Extractor is the component that coordinates the extraction from documents. Contains a group of features for document processing like classify. Can be used alone or in group, inside of a Process.

Extractor

Basic Extraction

The simplest way to extract data is using the Extractor class with a defined contract:

from extract_thinker import Extractor, DocumentLoaderPyPdf, Contract

class InvoiceContract(Contract):
    invoice_number: str
    invoice_date: str
    total_amount: float

#Initialize the extractor
extractor = Extractor()
extractor.load_document_loader(DocumentLoaderPyPdf())
extractor.load_llm("gpt-4o-mini") # or any other supported model

#Extract data from your document
result = extractor.extract("invoice.pdf", InvoiceContract)

print(f"Invoice #{result.invoice_number}")
print(f"Date: {result.invoice_date}")
print(f"Total: ${result.total_amount}")

Choosing the Right Model

When performing extraction, selecting the appropriate model is crucial for balancing performance, accuracy, and cost:

  • GPT-4o-mini: Best for basic text extraction tasks, similar to OCR. Cost-effective for high-volume processing.
  • GPT-4o: Ideal for tasks requiring deeper understanding of document structure and content.
  • o1 and o1-mini: Perfect for complex extraction requiring reasoning and calculations.

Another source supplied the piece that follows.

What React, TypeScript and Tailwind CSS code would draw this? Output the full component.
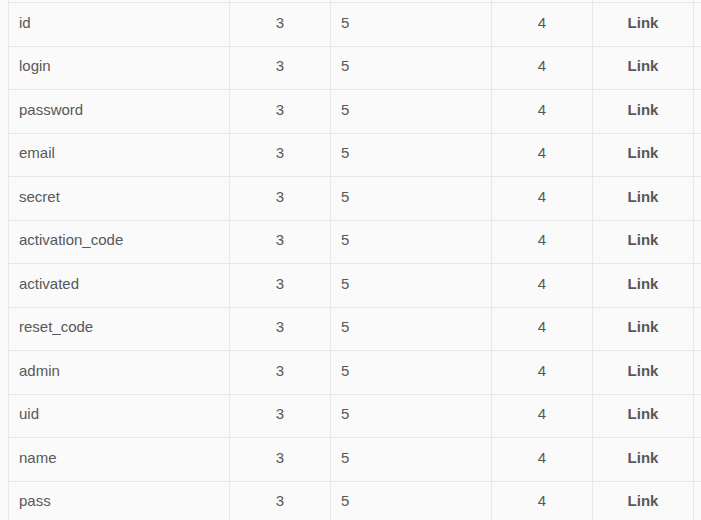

Advanced Extraction with Vision

For documents that contain images or require visual understanding, you can enable vision capabilities:

from extract_thinker import Extractor, Contract
from typing import List

class ChartData(Contract):
    title: str
    data_points: List[float]
    description: str

#Initialize with vision support
extractor = Extractor()
extractor.load_llm("gpt-4o")

#Extract with vision enabled
result = extractor.extract(
    "chart.png",
    ChartData,
    vision=True # Enable vision processing
)

Note: When using vision capabilities, ensure your documents are high quality images or PDFs for optimal results.

Adding Context to Extraction

You can provide additional context to help guide the extraction process:

from extract_thinker import Extractor, Contract
class ResumeContract(Contract):
    name: str
    skills: List[str]
    experience: List[dict]

#Add context about the job requirements
job_description = {
    "role": "Software Engineer",
    "required_skills": ["Python", "AWS", "Docker"]
}

result = extractor.extract(
    "resume.pdf",
    ResumeContract,
    content=job_description # Add extra context
)